Research limitations and prospects

Several limitations should be considered when interpreting the findings of this review. First, the number of available RCTs remains limited, and most studies involved relatively small sample sizes, which may restrict the statistical power and generalizability of the findings. Second, substantial heterogeneity existed across studies in HRV assessment protocols and exercise prescription designs, reducing comparability between studies and hindering robust estimation and pooling of effect sizes. Third, several studies did not fully report key methodological details, such as control group interventions, HRV artifact correction procedures, and respiratory control protocols, which increase the complexity of interpreting HRV outcomes. Fourth, most included studies did not predefine clinical endpoints such as mortality, rehospitalization, or arrhythmia incidence, making it difficult to directly infer risks related to clinical events. Finally, restricting the search to English-language databases may have introduced language bias.

Future studies should include large-sample, multi-centre RCTs. HRV protocols should be standardized by incorporating nonlinear indices and artifact-correction methods to improve cross-study comparability and generalizability. It is also recommended to explicitly report training adherence and ensure that HRV measurements are taken at least 48 hours after the final training session to eliminate acute exercise effects55. Furthermore, future research should incorporate the TESTEX and STARDHRV frameworks to enhance reporting quality. It should also explore integrating pharmacological tracking, long-term adaptation mechanisms of cardiac autonomic function, and remote wearable technologies into home-based rehabilitation.

Conclusions

The review identified 11 RCTs through searches of nine databases and evaluated their methodological and reporting quality using TESTEX and STARDHRV. The available evidence comparing different exercise training modalities remains limited and heterogeneous. Across the included studies, between-group comparisons of vmHRV indices varied considerably among combined training, HRV-guided training, and aerobic training.
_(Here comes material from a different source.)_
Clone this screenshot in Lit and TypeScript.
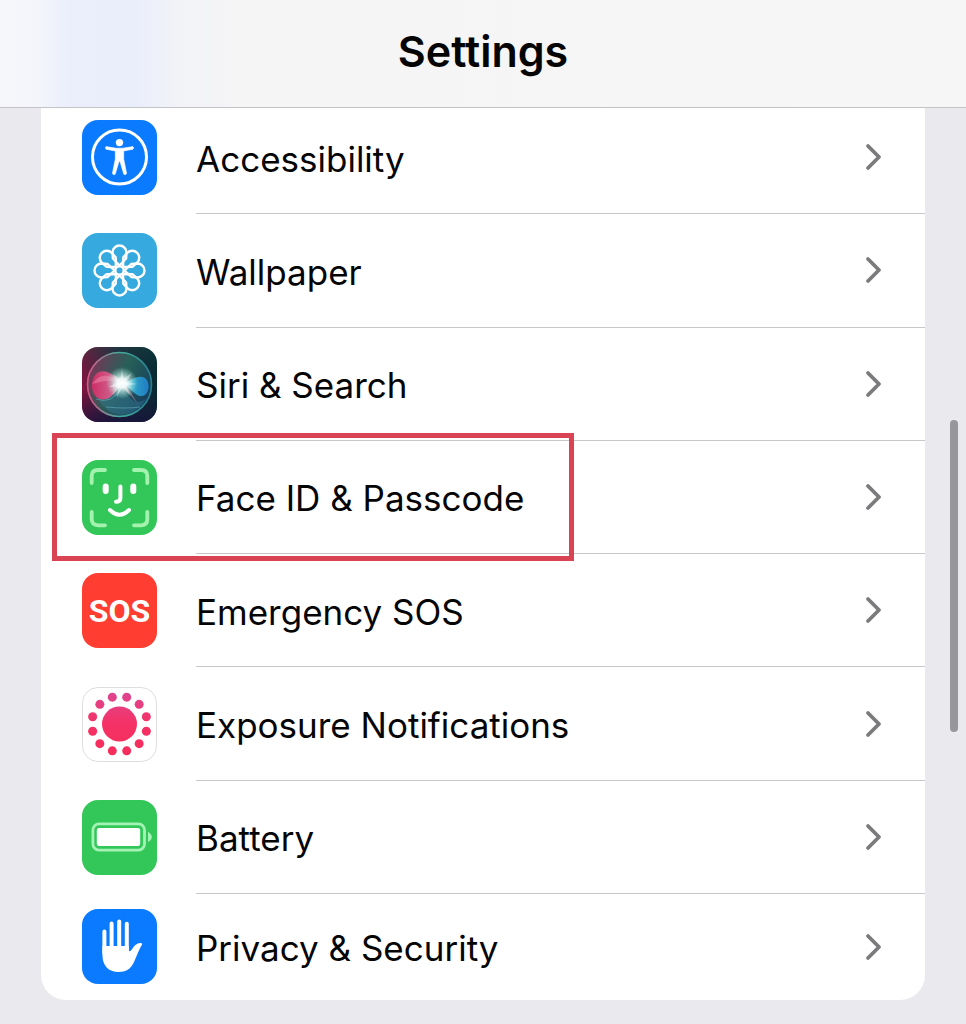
import { LitElement, html, svg, css, type TemplateResult } from "lit";
import { customElement, property } from "lit/decorators.js";

type IconName =
  | "accessibility"
  | "wallpaper"
  | "siri"
  | "faceid"
  | "sos"
  | "exposure"
  | "battery"
  | "privacy";

const tile = (fill: string) => svg`<rect width="75" height="75" rx="16" fill=${fill} />`;

const icons: Record<IconName, () => TemplateResult> = {
  accessibility: () => svg`
    ${tile("#0a7aff")}
    <circle cx="37.5" cy="37" r="27" fill="none" stroke="#fff" stroke-width="3" />
    <circle cx="37.5" cy="22.6" r="3.7" fill="#fff" />
    <path fill="#fff" stroke="#fff" stroke-width=".6" stroke-linejoin="round"
      d="M24 26.6 L34 28.2 H41 L51 26.6 Q52.2 28 51 29.2 L41.7 31 V39 L44.6 53.6 Q43.5 55.4 41.8 54.2 L38 41.4 H37 L33.2 54.2 Q31.5 55.4 30.4 53.6 L33.3 39 V31 L24 29.2 Q22.8 28 24 26.6 Z" />`,
  wallpaper: () => svg`
    ${tile("#36a9de")}
    <g transform="translate(37.5 37.5)" fill="none" stroke="#fff" stroke-width="2.4" stroke-linejoin="round">
      <circle r="4.2" />
      ${[0, 45, 90, 135, 180, 225, 270, 315].map(
        (a) => svg`<path transform="rotate(${a})" d="M0 -5 L-6.6 -12 L-7 -18 A7 7 0 0 1 7 -18 L6.6 -12 Z" />`
      )}
    </g>`,
  siri: () => svg`
    <defs>
      <linearGradient id="base" x1="0" y1="0" x2="1" y2="0">
        <stop offset="0" stop-color="#8a1442" /><stop offset=".45" stop-color="#2c2a44" /><stop offset="1" stop-color="#062b33" />
      </linearGradient>
      <linearGradient id="shade" x1="0" y1="0" x2="0" y2="1">
        <stop offset="0" stop-color="#0d4b3c" stop-opacity=".35" /><stop offset=".55" stop-color="#12182b" stop-opacity=".05" /><stop offset="1" stop-color="#16113b" stop-opacity=".8" />
      </linearGradient>
      <linearGradient id="orb" x1="0" y1=".2" x2="1" y2=".8">
        <stop offset="0" stop-color="#8c3b60" /><stop offset=".45" stop-color="#2c7564" /><stop offset="1" stop-color="#17446e" />
      </linearGradient>
      <linearGradient id="rim" x1="0" y1=".5" x2="1" y2=".5">
        <stop offset="0" stop-color="#d85686" /><stop offset=".5" stop-color="#42ad9a" /><stop offset="1" stop-color="#267f94" />
      </linearGradient>
      <linearGradient id="pink" x1="0" y1="0" x2="1" y2="0">
        <stop offset="0" stop-color="#d92c68" /><stop offset=".65" stop-color="#e0608f" /><stop offset="1" stop-color="#fff" />
      </linearGradient>
      <linearGradient id="blue" x1="0" y1="0" x2="1" y2="0">
        <stop offset="0" stop-color="#eaffff" /><stop offset=".4" stop-color="#2fb2db" /><stop offset="1" stop-color="#2185d5" />
      </linearGradient>
      <radialGradient id="glow">
        <stop offset="0" stop-color="#fff" /><stop offset=".3" stop-color="#f4ffff" stop-opacity=".9" /><stop offset="1" stop-color="#a0f0df" stop-opacity="0" />
      </radialGradient>
    </defs>
    ${tile("url(#base)")}
    ${tile("url(#shade)")}
    <circle cx="37.5" cy="37.5" r="32" fill="url(#orb)" fill-opacity=".7" stroke="url(#rim)" stroke-width="1.6" />
    <path d="M14 48 Q30 54 40 38 Q50 62 64 52 Q54 68 37 68 Q22 65 14 48 Z" fill="#35819b" fill-opacity=".4" />
    <path d="M14 52 Q30 58 40 40 M24 60 Q44 62 58 60" fill="none" stroke="#6fc0cc" stroke-opacity=".5" />
    <path d="M40 37 C32 27 24 22 17 25 C7 30 8 49 18 52 C28 55 34 44 40 37 Z" fill="url(#pink)" fill-opacity=".9" />
    <path d="M10 37 Q20 22 38 34 Q24 32 10 37 Z" fill="#f4a2bd" fill-opacity=".4" />
    <path d="M40 37 C49 34 53 29 60 30 C69 31 69 48 60 49 C53 50 49 40 40 37 Z" fill="url(#blue)" fill-opacity=".85" />
    <path d="M39 37 L56 57 L44 38 Z" fill="#f298b7" fill-opacity=".45" />
    <circle cx="40" cy="36" r="16" fill="url(#glow)" />
    <path d="M40 21 L41.2 32 L50 26 L44 35 L55 37 L44 38.4 L48 48 L40 40.5 L35 50 L36.4 40 L27 40 L35.6 35 L31 27 L38.6 32 Z" fill="#fff" fill-opacity=".4" />`,
  faceid: () => svg`
    ${tile("#33c759")}
    <path fill="none" stroke="#a3f3ae" stroke-width="3.8" stroke-linecap="round"
      d="M9.7 23 V16 Q9.7 10 16 10 H23 M52 10 H59 Q65.3 10 65.3 16 V23 M65.3 52 V59 Q65.3 65.3 59 65.3 H52 M23 65.3 H16 Q9.7 65.3 9.7 59 V52" />
    <path fill="none" stroke="#fff" stroke-width="6" stroke-linecap="round" d="M23.7 26.4 V31 M51.3 26.4 V31" />
    <path fill="none" stroke="#fff" stroke-width="4" stroke-linecap="round" d="M38.4 26.5 V38 Q38.4 41.8 34 41.8 M28 50 Q37.5 59.5 47 50" />`,
  sos: () => svg`
    ${tile("#ff3d31")}
    <text class="sos" x="37.5" y="49" text-anchor="middle" fill="#fff">SOS</text>`,
  exposure: () => svg`
    <defs>
      <linearGradient id="rose" gradientUnits="userSpaceOnUse" x1="37" y1="6" x2="37" y2="69">
        <stop offset="0" stop-color="#de4690" /><stop offset=".5" stop-color="#f53165" /><stop offset="1" stop-color="#f52d5b" />
      </linearGradient>
    </defs>
    <rect x=".5" y=".5" width="74" height="74" rx="15.5" fill="#fff" stroke="#dedede" />
    <g fill="url(#rose)">
      <circle cx="37.5" cy="37" r="17.5" />
      ${Array.from({ length: 12 }, (_, i) => {
        const a = ((15 + i * 30) * Math.PI) / 180;
        return svg`<circle cx=${37.5 + 27.8 * Math.cos(a)} cy=${37 + 27.8 * Math.sin(a)} r="4.5" />`;
      })}
    </g>`,
  battery: () => svg`
    ${tile("#33c759")}
    <rect x="10.9" y="23.9" width="51.6" height="26.2" rx="6" fill="none" stroke="#a3f3b4" stroke-width="2.8" />
    <rect x="14.8" y="28" width="43.4" height="18" rx="2.5" fill="#fff" />
    <path d="M66 31.8 Q69.8 34 69.8 37 Q69.8 40 66 42 Z" fill="#a3f3b4" />`,
  privacy: () => svg`
    ${tile("#0a7aff")}
    <path fill="none" stroke="#fff" stroke-width="4" stroke-linecap="round" d="M22.4 22.6 V44 M29.6 14.4 V42 M37.2 12.4 V42 M44.8 14.8 V42" />
    <path fill="#fff" d="M20.4 37 H46.8 V41.5 Q47.8 43.2 49.8 40.5 Q53.5 34.3 58 34 Q60.6 34 60.2 35.3 C56.8 40.5 55 47 51.8 53.5 C48.5 60.2 44 63 36.5 63 C26.5 63 20.4 56.5 20.4 46 Z" />`,
};

@customElement("settings-icon")
export class SettingsIcon extends LitElement {
  static styles = css`
    :host { display: block; flex: none; }
    .tile { display: block; width: 75px; height: 75px; }
    .sos { font: 700 32px Roboto, sans-serif; }
  `;

  @property() name: IconName = "battery";

  render() {
    return html`<svg class="tile" viewBox="0 0 75 75" aria-hidden="true">${icons[this.name]()}</svg>`;
  }
}

interface Item {
  icon: IconName;
  label: string;
  highlighted?: boolean;
}

const items: Item[] = [
  { icon: "accessibility", label: "Accessibility" },
  { icon: "wallpaper", label: "Wallpaper" },
  { icon: "siri", label: "Siri & Search" },
  { icon: "faceid", label: "Face ID & Passcode", highlighted: true },
  { icon: "sos", label: "Emergency SOS" },
  { icon: "exposure", label: "Exposure Notifications" },
  { icon: "battery", label: "Battery" },
  { icon: "privacy", label: "Privacy & Security" },
];

@customElement("app-root")
export class AppRoot extends LitElement {
  static styles = css`
    :host {
      display: flex;
      flex-direction: column;
      position: relative;
      min-height: 100vh;
      box-sizing: border-box;
      padding-bottom: 24px;
      background: #eae9ee;
      color: #050505;
      font-family: Inter, sans-serif;
    }
    .bar {
      position: sticky;
      top: 0;
      z-index: 2;
      padding: 25px 0 30px;
      border-bottom: 1px solid #c4c4c6;
      background: linear-gradient(90deg, #f6f7fa 0, #f3f5fb 40px, #ebeffc 68px, #eaeefb 135px, #f2f3f7 180px, #f5f5f6 240px, #f6f6f6 100%);
    }
    .title { margin: 0; font-size: 43px; line-height: 52px; font-weight: 600; text-align: center; }
    .list {
      flex: 1;
      display: flex;
      flex-direction: column;
      margin: -7px 41px 0;
      padding: 0;
      list-style: none;
      background: #fff;
      border-radius: 0 0 25px 25px;
    }
    .item { position: relative; display: flex; flex: 1 0 112px; }
    .item:last-child { flex: none; height: 106px; }
    .row {
      flex: 1;
      display: flex;
      align-items: center;
      gap: 39px;
      padding-left: 41px;
      color: inherit;
      text-decoration: none;
    }
    .body {
      flex: 1;
      align-self: stretch;
      display: flex;
      align-items: center;
      justify-content: space-between;
      padding-right: 43px;
      border-bottom: 1px solid #c8c8ca;
    }
    .item:last-child .body { border-bottom: none; }
    .label { font-size: 35px; line-height: 44px; padding-top: 3px; }
    .chevron { width: 17px; height: 28px; }
    .highlight {
      position: absolute;
      z-index: 1;
      top: -8px;
      bottom: -7px;
      left: 11px;
      width: 512px;
      border: 5px solid #d94354;
      pointer-events: none;
    }
    .thumb {
      position: absolute;
      z-index: 1;
      top: 420px;
      right: 8px;
      width: 8px;
      height: 312px;
      border-radius: 4px;
      background: #97969b;
    }
  `;

  render() {
    return html`
      <header class="bar"><h1 class="title">Settings</h1></header>
      <ul class="list">
        ${items.map(
          (item) => html`
            <li class="item">
              <a class="row" href="#">
                <settings-icon .name=${item.icon}></settings-icon>
                <span class="body">
                  <span class="label">${item.label}</span>
                  <svg class="chevron" viewBox="0 0 17 28" aria-hidden="true">
                    <path d="M3 3 L14 14 L3 25" fill="none" stroke="#7b7b7e" stroke-width="3.8" stroke-linecap="round" stroke-linejoin="round" />
                  </svg>
                </span>
              </a>
              ${item.highlighted ? html`<span class="highlight"></span>` : null}
            </li>
          `
        )}
      </ul>
      <div class="thumb"></div>
    `;
  }
}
Although some studies reported improvements in vmHRV indices (RMSSD, HF, and SD1) following combined training or HRV-guided training, these findings were not consistently replicated across studies or testing conditions. Therefore, the current evidence remains insufficient to support a stable advantage of any specific training modality in improving cardiac autonomic regulation in patients with cardiovascular disease. In addition, several studies reported improvements in health-related variables. Future research could benefit from larger, multicenter RCTs with standardized HRV assessment protocols, clearly defined exercise prescriptions, and comprehensive reporting of pharmacological treatments to enhance comparability and strengthen the certainty of the evidence.

Conflicts of interest. The authors declare there is no conflict of interest.

Authors’ contributions. Dr. Donghai Huang and Heng Wang conceived the article, completed the writing. Chika Umunnawuike performed the literature search and data editing. Chigozie Charity Okwuwa completed the literature search and language revision. Yuan Hou and Pengyun Zhang made optimizations in the writing of literature review.

Acknowledgment. I am very grateful to my supervisor, Mr Muhammad Nubli Abdul Wahab, for reviewing this article and providing a lot of revision suggestions, which contributed to the completion of this work.

Data availability. The study protocol was preregistered in the International Prospective Register of Systematic Reviews (PROSPERO) prior to data extraction and analysis, under the ID number CRD420251018026.

Supplementary materials. S1: The complete search strategies; S2: Description of each modified TESTEX criterion; S3: Description of each modified STARDHRV criterion; S4: Detailed results of the TESTEX scale; S5: Detailed results of the STARDHRV scale.